I have no idea how it works. Despite being overweight / obese, I look completely fine. I had a friend that at his peak weight weighed 4 pounds less than my current weight now, him and I being the same height. When he weighed these 4 pounds less, he looked like the most unhealthy bastard that ever walked on the planet. Huge stomach. Fat face. Very terrible. I can’t begin to describe how bad or sickly he looked, but he looked even worse than me at 186 than me at 235.
Maybe because I only eat healthy foods like fruits and vegetables that I look okay despite my weight. I get a lot of antioxidants, vitamins, folate, phytonutrients, fiber, etc., on a daily basis. He ate lots of pizzas and drank lots of alcohol to get to 186. That’s probably why he looked like crap. Still, he lost all that weight now, and he weighs around 170 pounds today in mostly muscle and the difference is huge.
When I say that I only eat healthy foods, I mean I cannot even stomach any other kind of food. My body has been conditioned unconsciously, because I didn’t put any effort into it, into completely avoiding any types of unhealthy food. If someone gave me a burger and fries for example, I’d give it to someone else. It isn’t even something my body considers food anymore.
It’s like how as an adult a lot of people avoid hard candies or candies in general because it’s not appetizing at all to them, that’s how I feel about burgers and fries or pizzas or steak. I just can’t even imagine myself eating it just because of how my body automatically rejects it. No effort at all on my part in avoiding those kinds of foods, it’s pretty amazing. How did I ever like that kind of food in the first place?
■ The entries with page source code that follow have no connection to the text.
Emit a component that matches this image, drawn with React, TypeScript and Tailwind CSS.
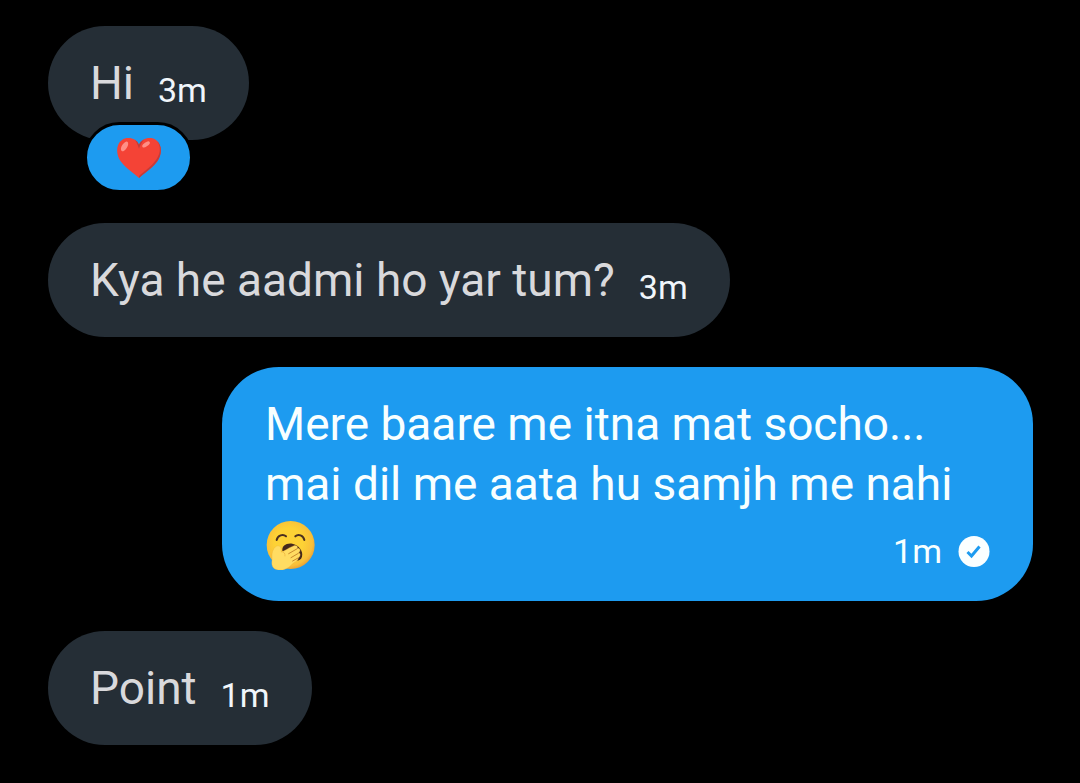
import React from "react";

interface Message {
  id: number;
  text: string;
  time: string;
  mine?: boolean;
  liked?: boolean;
}

const messages: Message[] = [
  { id: 1, text: "Hi", time: "3m", liked: true },
  { id: 2, text: "Kya he aadmi ho yar tum?", time: "3m" },
  {
    id: 3,
    text: "Mere baare me itna mat socho...\nmai dil me aata hu samjh me nahi",
    time: "1m",
    mine: true,
  },
  { id: 4, text: "Point", time: "1m" },
];

const HeartIcon = () => (
  <svg viewBox="50 38 130 119" className="h-[40px] w-[44px]" aria-hidden="true">
    <path
      d="M115 157C103 145 78 131 61 108C50 93 47 73 53 59C58 46 69 38 83 38C98 38 110 45 115 58C120 45 132 38 147 38C161 38 172 46 177 59C183 73 180 93 169 108C152 131 127 145 115 157Z"
      fill="#f44336"
    />
    <path
      d="M169 49C181 62 179 84 167 101C153 122 130 137 115 151L115 157C127 145 152 131 169 108C180 93 183 73 177 59C175 54 172 51 169 49Z"
      fill="#c33c3a"
    />
    <path d="M115 58C112 51 108 46 103 43C109 51 112 61 115 70C118 60 123 51 130 43C123 46 118 51 115 58Z" fill="#c33c3a" />
    <ellipse cx="72" cy="63" rx="8" ry="16" transform="rotate(32 72 63)" fill="#ff8f86" />
    <ellipse cx="136" cy="57" rx="6" ry="13" transform="rotate(55 136 57)" fill="#ff8f86" />
  </svg>
);

const YawnIcon = () => (
  <svg viewBox="34 27 150 153" className="h-[51px] w-[50px]" aria-hidden="true">
    <defs>
      <radialGradient id="face" cx="46%" cy="44%" r="58%">
        <stop offset="0.5" stopColor="#fdd235" />
        <stop offset="0.85" stopColor="#f8bf3a" />
        <stop offset="1" stopColor="#e89e33" />
      </radialGradient>
    </defs>
    <circle cx="111" cy="105" r="72" fill="url(#face)" />
    <path d="M69 90C72 76 88 71 97 79" fill="none" stroke="#4b2f20" strokeWidth="6" strokeLinecap="round" />
    <path d="M125 79C134 71 149 76 152 90" fill="none" stroke="#4b2f20" strokeWidth="6" strokeLinecap="round" />
    <path d="M86 122C84 108 98 98 116 101C136 105 149 123 145 140C142 151 130 154 119 150Z" fill="#45291c" />
    {/* hand over the mouth */}
    <path
      d="M55 143C54 130 57 117 66 110C72 105 81 108 82 115L83 125C90 124 98 119 106 114L121 107C129 105 134 110 130 116L134 115C141 117 140 124 135 129L138 130C141 134 139 140 134 144C134 151 127 155 119 159C111 168 103 175 90 179C77 183 62 179 57 170C52 161 56 153 55 143Z"
      fill="#ffdc62"
      stroke="#edb03a"
      strokeWidth="1"
    />
    <path d="M129 117L105 131M134 130L112 143M133 144L117 153" fill="none" stroke="#c98a2c" strokeWidth="3" strokeLinecap="round" />
    <path d="M83 125C91 125 95 130 94 138" fill="none" stroke="#edb03a" strokeWidth="2" strokeLinecap="round" />
  </svg>
);

const SentIcon = () => (
  <svg viewBox="0 0 32 32" className="size-8" role="img" aria-label="Sent">
    <circle cx="16" cy="16.5" r="15.5" fill="#fbffff" />
    <path d="M9.5 17L13.5 21L21.5 11.5" fill="none" stroke="#1d9bf0" strokeWidth="3" />
  </svg>
);

const Bubble = ({ message }: { message: Message }) => {
  if (message.mine) {
    return (
      <div className="w-full max-w-[811px] self-end rounded-[57px] bg-[#1d9bf0] px-[43px] py-[27px] text-[#f8ffff]">
        <p className="whitespace-pre-line">{message.text}</p>
        <div className="flex h-[60px] items-center justify-between">
          <YawnIcon />
          <div className="flex items-center gap-4 pt-[14px]">
            <span className="text-[34px] leading-9">{message.time}</span>
            <SentIcon />
          </div>
        </div>
      </div>
    );
  }

  return (
    <div className="flex flex-col items-start">
      <div className="flex items-center gap-6 rounded-[57px] bg-[#252e36] px-[42px] py-[27px]">
        <p className="text-[#d9d9dc]">{message.text}</p>
        <span className="pt-[14px] text-[34px] leading-9 text-[#f1f6fb]">{message.time}</span>
      </div>
      {message.liked && (
        <button
          aria-label="Liked"
          className="-mt-[18px] ml-9 flex h-[71px] w-[109px] items-center justify-center rounded-full border-3 border-black bg-[#1d9bf0]"
        >
          <HeartIcon />
        </button>
      )}
    </div>
  );
};

const App = () => {
  return (
    <main className="flex min-h-screen flex-col gap-[30px] bg-black py-[26px] pr-[47px] pl-12 font-['Roboto',sans-serif] text-[46px] leading-[60px]">
      {messages.map((message) => (
        <Bubble key={message.id} message={message} />
      ))}
    </main>
  );
};

export default App;
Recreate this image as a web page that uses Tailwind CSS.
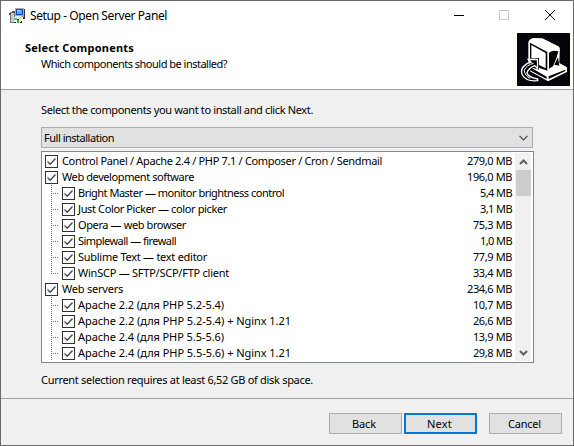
<!DOCTYPE html>
<html lang="en">
<head>
<meta charset="utf-8">
<title>Setup - Open Server Panel</title>
<script src="https://cdn.jsdelivr.net/npm/@tailwindcss/browser@4"></script>
</head>
<body class="w-[574px] h-[446px] overflow-hidden">
<main class="w-[574px] h-[446px] flex flex-col bg-[#f0f0f0] border border-[#6b696b] font-['Noto_Sans',sans-serif] text-[11px] leading-4 text-black whitespace-nowrap">
  <header class="h-[89px] shrink-0 bg-white border-b border-[#a0a0a0]">
    <div class="h-[30px] flex items-center pl-2">
      <svg class="w-4 h-4 shrink-0" viewBox="0 0 16 16" shape-rendering="crispEdges">
        <path d="M1 4h5v11H1z" fill="#777"/><path d="M2 5h3v9H2z" fill="#c9c9c9"/><path d="M0 5h2v2H0zM3 3h3v2H3z" fill="#555"/>
        <path d="M6 0h9v9H6z" fill="#a9a9a9"/><path d="M15 1h1v10h-2v-2h1z" fill="#303030"/><path d="M7 1h7v6H7z" fill="#1747b5"/><path d="M8 2h5v4H8z" fill="#4eaaf4"/><path d="M8 2h3v1H8z" fill="#b3e3ff"/>
        <circle cx="9" cy="11.5" r="4" fill="#e8f2e6"/><path d="M5 10h3v2H5z" fill="#35c8c4"/><path d="M8 12h2v3H8z" fill="#24b434"/><path d="M10 9h2v2h-2z" fill="#e5df39"/><path d="M8 11h2v1H8z" fill="#333"/><path d="M5 14h2v1H5zM12 13h1v2h-2v-1h1z" fill="#222"/>
      </svg>
      <span data-fit="137" data-font="12px" class="ml-[5px] text-xs">Setup - Open Server Panel</span>
      <svg class="ml-auto w-[102px] h-[12px] mr-[17px] -mt-[2px]" viewBox="0 0 102 12" fill="none" shape-rendering="crispEdges">
        <path d="M0 6.500h10" stroke="#000"/><rect x="45.500" y="1.500" width="9" height="9" stroke="#ccc"/><path d="M91 1l10 10M101 1l-10 10" stroke="#111" shape-rendering="auto"/>
      </svg>
    </div>
    <div class="flex justify-between pl-6 pr-[3px]">
      <div class="pt-[9px]">
        <h1 class="font-bold h-4"><span data-fit="109" data-font="bold 11px">Select Components</span></h1>
        <p class="pl-4"><span data-fit="186">Which components should be installed?</span></p>
      </div>
      <svg class="w-[53px] h-[53px] mt-[2px]" viewBox="0 0 159 159">
        <defs><pattern id="dots" width="12" height="12" patternUnits="userSpaceOnUse"><path d="M0 0h3v3H0zM6 6h3v3H6z" fill="#0000a0"/></pattern></defs>
        <path d="M0 0h159v159H0z" fill="#000"/><path d="M0 0h159v159H0z" fill="url(#dots)"/>
        <path d="M34 28Q36 17 50 15L76 16 124 40Q131 45 128 57L127 90 150 103V117L93 145 36 113V90H34z" fill="#fff"/>
        <path d="M39 29L91 57V113L60 102V80H39z" fill="#000"/><path d="M43 36L86 60V106L65 95V76H43z" fill="#fff"/>
        <path d="M96 59Q107 50 124 55Q120 75 108 100L96 107z" fill="#000"/>
        <path d="M123 73L127 98 112 95zM40 103L89 131V138L36 110zM95 130L145 110V114L95 138z" fill="#000"/>
        <path d="M58 75H66V110L49 105Q38 109 35 119Q36 130 64 137V146Q24 148 13 128" fill="#000"/>
        <path d="M34 79.500H61.500V107L53 98Q34 106 30 119Q31 132 62 138V143Q29 147 16 126Q7 106 31 91L42 88z" fill="#000" stroke="#fff" stroke-width="4"/>
        <path d="M50 91Q28 96 22 112Q23 129 40 136" fill="none" stroke="#fff" stroke-width="3"/>
      </svg>
    </div>
  </header>
  <section class="h-[308px] shrink-0 pt-[12px] pl-10 pr-10">
    <p class="h-4"><span data-fit="272">Select the components you want to install and click Next.</span></p>
    <div class="mt-[9px] w-[492px] h-[21px] flex items-center justify-between border border-[#adadad] bg-[#e1e1e1] pl-[2px] pr-1">
      <span data-fit="70">Full installation</span>
      <svg class="w-[9px] h-[6px]" viewBox="0 0 9 6" fill="none"><path d="M.5 .8l4 4 4-4" stroke="#444" stroke-width="1.200"/></svg>
    </div>
    <div class="mt-[3px] w-[493px] h-[212px] flex border border-[#828790] bg-white py-px">
      <div id="rows" class="flex-1 pl-[3px] pr-[3px]"></div>
      <div class="w-[16px] bg-[#f0f0f0] mr-[2px] flex flex-col items-center">
        <div class="h-[17px] flex items-center"><svg class="w-[9px] h-[6px]" viewBox="0 0 9 6" fill="none"><path d="M1 5l3.500-3.500L8 5" stroke="#606060" stroke-width="2"/></svg></div>
        <div class="w-[15px] h-[26px] bg-[#cdcdcd]"></div>
        <div class="mt-auto h-[17px] flex items-center"><svg class="w-[9px] h-[6px]" viewBox="0 0 9 6" fill="none"><path d="M1 1l3.500 3.500L8 1" stroke="#606060" stroke-width="2"/></svg></div>
      </div>
    </div>
    <p class="mt-[9px]"><span data-fit="272">Current selection requires at least 6,52 GB of disk space.</span></p>
  </section>
  <footer class="flex-1 border-t border-[#a0a0a0] flex justify-end pt-[14px] pr-[11px]">
    <button class="w-[73px] h-[21px] leading-[18px] pr-[3px] border border-[#adadad] bg-[#e1e1e1]"><span data-fit="24">Back</span></button>
    <button class="ml-[2px] w-[73px] h-[21px] leading-[16px] pr-[2px] border-2 border-[#0078d7] bg-[#e1e1e1]"><span data-fit="25">Next</span></button>
    <button class="ml-3 w-[73px] h-[21px] leading-[18px] pr-[2px] border border-[#adadad] bg-[#e1e1e1]"><span data-fit="33">Cancel</span></button>
  </footer>
</main>
<script>
// [label, size, is child, label width, is last child]
const items = [
 ['Control Panel / Apache 2.4 / PHP 7.1 / Composer / Cron / Sendmail','279,0 MB',0,320],
 ['Web development software','196,0 MB',0,132],
 ['Bright Master — monitor brightness control','5,4 MB',1,206],
 ['Just Color Picker — color picker','3,1 MB',1,149],
 ['Opera — web browser','75,3 MB',1,108],
 ['Simplewall — firewall','1,0 MB',1,98],
 ['Sublime Text — text editor','77,9 MB',1,129],
 ['WinSCP — SFTP/SCP/FTP client','33,4 MB',1,151,1],
 ['Web servers','234,6 MB',0,61],
 ['Apache 2.2 (для PHP 5.2-5.4)','10,7 MB',1,146],
 ['Apache 2.2 (для PHP 5.2-5.4) + Nginx 1.21','26,6 MB',1,213],
 ['Apache 2.4 (для PHP 5.5-5.6)','13,9 MB',1,146],
 ['Apache 2.4 (для PHP 5.5-5.6) + Nginx 1.21','29,8 MB',1,213]
];
const sizeWidth = {8: 45, 7: 39, 6: 32};
const check = '<svg class="w-[13px] h-[13px] shrink-0" viewBox="0 0 13 13"><rect x=".5" y=".5" width="12" height="12" fill="#fff" stroke="#333"/><path d="M2.500 6.500l2.700 2.700 5.300-5.700" fill="none" stroke="#444" stroke-width="1.300"/></svg>';
document.getElementById('rows').innerHTML = items.map(([t,s,c,w,last]) =>
 '<div class="h-4 flex items-center">' +
 (c ? `<svg class="w-[17px] h-4 shrink-0" viewBox="0 0 17 16" fill="none" shape-rendering="crispEdges"><path d="M6.500 0V${last?9:16}M8 8.500h6" stroke="#777" stroke-dasharray="1 1"/></svg>` : '') +
 check + `<span data-fit="${w}" class="${c ? 'ml-[3px]' : 'ml-1'}">${t}</span><span data-fit="${sizeWidth[s.length]}" class="ml-auto">${s}</span></div>`).join('');
// Tighten or loosen tracking so that each label takes its nominal width
const ctx = document.createElement('canvas').getContext('2d');
document.querySelectorAll('[data-fit]').forEach(el => {
  ctx.font = (el.dataset.font || '11px') + ' "Noto Sans"';
  const text = el.textContent;
  el.style.letterSpacing = ((+el.dataset.fit - ctx.measureText(text).width) / text.length) + 'px';
});
</script>
</body>
</html>
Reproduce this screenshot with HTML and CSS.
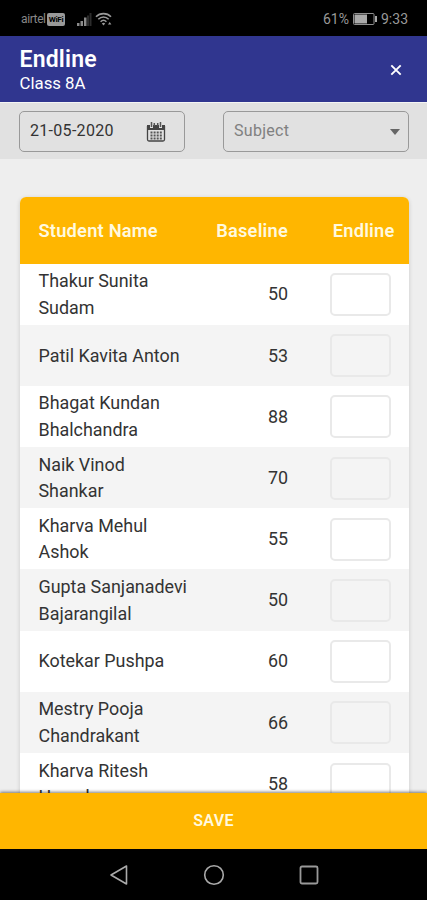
FILE: index.html
```html
<!DOCTYPE html>
<html lang="en">
<head>
<meta charset="utf-8">
<meta name="viewport" content="width=device-width">
<title>Endline</title>
<link rel="stylesheet" href="styles.css">
</head>
<body>
<div class="phone">
  <div class="status">
    <span class="carrier">airtel</span><span class="vowifi">WiFi</span>
    <svg class="signal" width="15" height="13" viewBox="0 0 15 13"><path fill="#8b8b8b" d="M0 10h2.500v3H0zM3.500 8H6v5H3.500zM7 4.500h2.500V13H7z"/><path fill="#2c2c2c" d="M10 2.500h2V13h-2zM12.500 0h2v13h-2z"/></svg>
    <svg class="wifi" width="17" height="14" viewBox="0 0 17 14"><g fill="none" stroke="#999" stroke-width="1.600"><path d="M1 4.800C5 .5 12 .5 16 4.800M3.300 7.300c3-3.100 7.400-3.100 10.400 0M5.600 9.700c1.700-1.700 4.100-1.700 5.800 0"/></g><path fill="#999" d="M6.800 11.500l1.700 2 1.700-2c-1-.9-2.400-.9-3.400 0zM13 12.500l1.700-2.500 1.700 2.500z"/></svg>
    <span class="percent">61%</span>
    <svg class="battery" width="24" height="12" viewBox="0 0 24 12"><rect x=".5" y=".5" width="20.500" height="11" rx="1" fill="none" stroke="#8f8f8f"/><path fill="#a9a9a9" d="M1.500 1.500H14v9H1.500zM22 3h2v6h-2z"/></svg>
    <span class="clock">9:33</span>
  </div>
  <header class="appbar">
    <div><h1>Endline</h1><p>Class 8A</p></div>
    <svg class="close" width="12" height="12" viewBox="0 0 12 12"><path d="M1.300 1.300l9.400 9.400M10.700 1.300l-9.400 9.400" stroke="#fff" stroke-width="1.900"/></svg>
  </header>
  <div class="filters">
    <div class="field date"><span>21-05-2020</span>
      <svg width="20" height="20" viewBox="0 0 20 20"><path d="M1.500 4v13.500q0 1.500 1.500 1.500h14q1.500 0 1.500-1.500V4" fill="none" stroke="#444" stroke-width="1.300"/><path fill="#444" d="M1 3h3v3h3V3h6v3h3V3h3v5H1z"/><path d="M5.500 0v5M14.500 0v5M8.300 1v3M11.700 1v3" stroke="#555" stroke-width="1.500"/><path d="M4.500 10.500h11.500M4.500 13.500h11.500M4.500 16.500h11.500" stroke="#555" stroke-width="1.800" stroke-dasharray="2 1.100"/></svg>
    </div>
    <div class="field subject"><span>Subject</span><i class="caret"></i></div>
  </div>
  <main>
    <div class="card">
      <div class="row head"><span>Student Name</span><span class="num">Baseline</span><span class="end">Endline</span></div>
      <div class="row"><span>Thakur Sunita<br>Sudam</span><span class="num">50</span><b class="box"></b></div>
      <div class="row"><span>Patil Kavita Anton</span><span class="num">53</span><b class="box"></b></div>
      <div class="row"><span>Bhagat Kundan<br>Bhalchandra</span><span class="num">88</span><b class="box"></b></div>
      <div class="row"><span>Naik Vinod<br>Shankar</span><span class="num">70</span><b class="box"></b></div>
      <div class="row"><span>Kharva Mehul<br>Ashok</span><span class="num">55</span><b class="box"></b></div>
      <div class="row"><span>Gupta Sanjanadevi<br>Bajarangilal</span><span class="num">50</span><b class="box"></b></div>
      <div class="row"><span>Kotekar Pushpa</span><span class="num">60</span><b class="box"></b></div>
      <div class="row"><span>Mestry Pooja<br>Chandrakant</span><span class="num">66</span><b class="box"></b></div>
      <div class="row"><span>Kharva Ritesh<br>Haresh</span><span class="num">58</span><b class="box"></b></div>
    </div>
  </main>
  <div class="save">SAVE</div>
  <nav class="nav">
    <svg width="20" height="22" viewBox="0 0 20 22"><path d="M18.500 2v18L3 11z" fill="none" stroke="#aaa" stroke-width="1.600" stroke-linejoin="round"/></svg>
    <svg width="22" height="22" viewBox="0 0 22 22"><circle cx="11" cy="11" r="9.300" fill="none" stroke="#aaa" stroke-width="1.600"/></svg>
    <svg width="20" height="22" viewBox="0 0 20 22"><rect x="1.500" y="2.500" width="17" height="17" rx="1.500" fill="none" stroke="#999" stroke-width="1.800"/></svg>
  </nav>
</div>
</body>
</html>
```

FILE: styles.css
```css
* { box-sizing: border-box; }
body { margin: 0; font-family: Roboto, "Liberation Sans", sans-serif; background: #000; }
h1, p { margin: 0; }
svg { display: block; flex: none; }
.phone { width: 427px; height: 900px; display: flex; flex-direction: column; overflow: hidden; background: #eee; }
.status { flex: none; height: 36px; padding: 2px 19px 0 21px; display: flex; align-items: center; background: #000; color: #999; font-size: 14px; }
.carrier { font-size: 12px; line-height: 14px; width: 26px; letter-spacing: -.4px; color: #888; }
.vowifi { width: 18px; height: 13px; border-radius: 2px; background: #999; color: #000; font-size: 8px; font-weight: 700; line-height: 13px; text-align: center; letter-spacing: -.3px; }
.signal { margin-left: 12px; }
.wifi { margin-left: 3px; }
.percent { margin-left: auto; }
.battery { margin: 0 4px; }
.appbar { flex: none; height: 66px; padding: 10px 25px 0 19.500px; display: flex; justify-content: space-between; background: #30368f; color: #fff; }
h1 { font-size: 23px; line-height: 27px; font-weight: 600; letter-spacing: .2px; }
.appbar p { font-size: 16.800px; line-height: 20px; }
.close { margin-top: 18px; }
.filters { flex: none; height: 57px; padding: 8px 18px 0 19px; display: flex; justify-content: space-between; background: #e1e1e1; border-top: 1px solid #f4f4f4; }
.field { height: 41px; border: 1px solid #999; border-radius: 5px; display: flex; align-items: center; justify-content: space-between; font-size: 16px; }
.date { width: 166px; padding: 0 18px 0 10px; color: #333; letter-spacing: .3px; }
.subject { width: 186px; padding: 0 8px 0 10px; color: #808080; letter-spacing: .3px; }
.field span { position: relative; top: -1px; }
.caret { border: 5px solid transparent; border-top: 6px solid #666; border-bottom: 0; }
main { flex: 1; min-height: 0; padding: 38px 18px 0 19.500px; overflow: hidden; }
.card { border-radius: 6px; overflow: hidden; background: #fff; box-shadow: 0 1px 4px rgba(0,0,0,.16); }
.row { height: 61.200px; padding: 1px 18px 0 19px; display: grid; grid-template-columns: 160.500px 89px 1fr; align-items: center; font-size: 17.900px; line-height: 26.500px; color: #333; background: #fff; white-space: nowrap; }
.row:nth-child(odd) { background: #f4f4f4; }
.row.head { height: 66.500px; padding-right: 14.500px; background: #ffb600; color: #fff9df; font-size: 18.300px; font-weight: 600; letter-spacing: .2px; }
.num { text-align: right; }
.end { justify-self: end; }
.box { justify-self: end; width: 61px; height: 43px; border: 2px solid #e9e9e9; border-radius: 5px; }
.save { flex: none; height: 56px; position: relative; background: #ffb600; color: #fff9df; font-size: 16px; font-weight: 600; letter-spacing: .3px; line-height: 56px; text-align: center; box-shadow: 0 -1px 3px rgba(0,0,0,.5); }
.nav { flex: none; height: 51px; padding: 0 108px; background: #000; display: flex; align-items: center; justify-content: space-between; }
```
That basically sums up my day. I woke up, bought groceries, read a bit of the book “The Edge”, went to the office, took selfie comparison photos, went out with a group to celebrate a friend’s birthday, and got intoxicated and wrote those first few paragraphs in the beginning. I thought it was a wasted day. I didn’t get a single thing done.
Observant Bystander didn’t really do anything either today, which I said wasn’t good because we’re supposed to help each other to not have lazy or boring lives.